Award winning vocalist Tubby Justice delivers stylish pop/jazz with her debut album 'Sense' which peaked in the top 5 of The adelaide mainstream charts. Experience Tubby's unique brand of wit and wisdom on this extraordinary breakthrough recording.

Reviews For Sense
TUBBY Justice has been accosted by record store proprietors anxious to obtain more copies of her Sense album, but she can't help them. Stock supplies of Sense have been exhausted. Tubby's first album has been Adelaide's resounding music success story of the year. It is one of few local records to have won widespread radio exposure, was the first independent record in Australia to be advertised on television, and a commitment to undertake vigorous promotion elevated the record to a Top Five chart success.
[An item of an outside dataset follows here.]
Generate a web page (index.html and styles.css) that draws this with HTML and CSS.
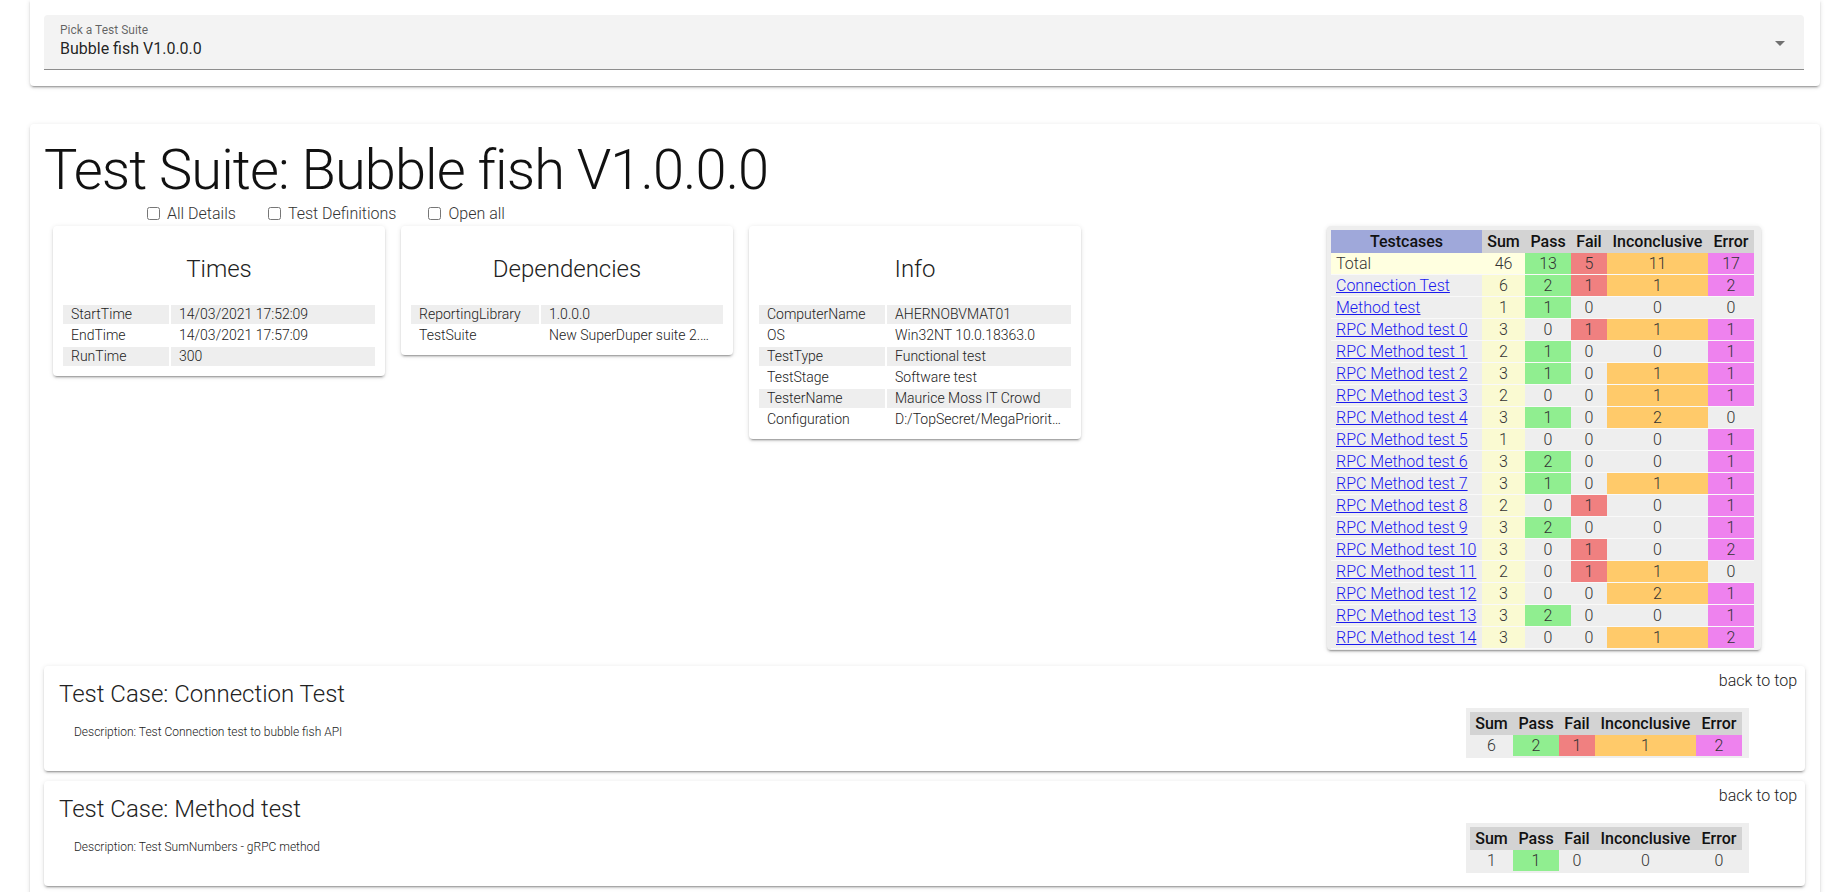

The enduring success of Sense has been a heartening endorsement for Tubby a plucky woman, respected by musical peers for her fragile, jazz-tinged vocal performances, who remains modest about her talent. But the commercial triumph has given her confidence a noticeable boost. "Some people almost convinced me that I didn't have the ability to sell myself, and now I know that's crap,'' Tubby said flatly. "I was initially wary of doing promotion, but soon realised that I was promoting something I'm very proud of my music. "It wasn't as if I was out there selling my soul. I just encouraged others to accept something that I believe is good.''

Selling Sense to the public has been a masterstroke of organisation and determination by Round Records - a fiercely independent backyard label involving Tubby in collaboration with Steve Matters and Terry Bradford. The trio believed it had an album which could attract widespread support if it was heard, so invested money in a television advertising campaign to establish a profile for Tubby and her music.

"It was such a simple idea, yet nobody had done it before,'' she said. "That's probably because it's an exhausting, exacting task. Do the campaign badly and you've blown your money. It took a lot of courage to take that step into the unknown. "We gained a lot of knowledge along the way, about selling records and about television. "The power of the television medium is totally underestimated.''

Television advertising created such demand for Sense that it stretched the resources of Round Records to the limit. Having realised its capacity, Round Records now is ready to develop its promotional role. "We're confident enough to take my next record interstate for promotion and advertising,'' Tubby said. "We haven't recorded the second album yet, but we have lots of wonderful songs. "It won't be the same as Sense we honestly can't expect to repeat the energy and spirit of those sessions but I can feel that enthusiasm is building to an exciting level.''

Tubby's confidence has been boosted after several brief seasons of club performances. Reaction to her shows has been so strong that Melbourne promoters have already offered Tubby work in premiere jazz venues in February a rare honor from the snobbish jazz fraternity. Tubby is chuffed, but still refuses to be classified specifically as a jazz singer. "I can't deny where my musical inspiration came from, but I'm really not like anyone else,'' she said. "A tag never quite covers the total music I tackle. It's just Tubby Justice music.''
David Sly
Adelaide Advertiser

This woman can sing and has a great ear for a song.
Music Magazine

HAVING long held reign as Adelaide's queen of subterranean cabaret, Tubby Justic emerges on her first solo album as an alluring chanteuse with a haunting vocal delivery. Tubby pours her heart out in 14 fresh compositions which dwell on more sombre, reflective visions of love and life. An understated canvas of instumentation constructed by Steve Matters and Terry Bradford, often consisting of no more than piano and upright bass, provides a stark backdrop for each track and allows the vulnerability and emotive tone of Tubby's voice to cut through. While much of the album dwells on the same minor-key plateau, there are several jazzy flourishes. The cool be-bop of Inside Himself, bleakness of Out of Jazz, cabaret swarm of Come Be Mine and fragile beauty of Trust are immediately arresting, while the jaunty wit of Called Up, adventurous arrangement in Nowhere and evocative Thicker than Water provide essential contrast. Tubby Justice demands close listening and not all will last the distance of an entire album, although the rewards are plentiful for the patient.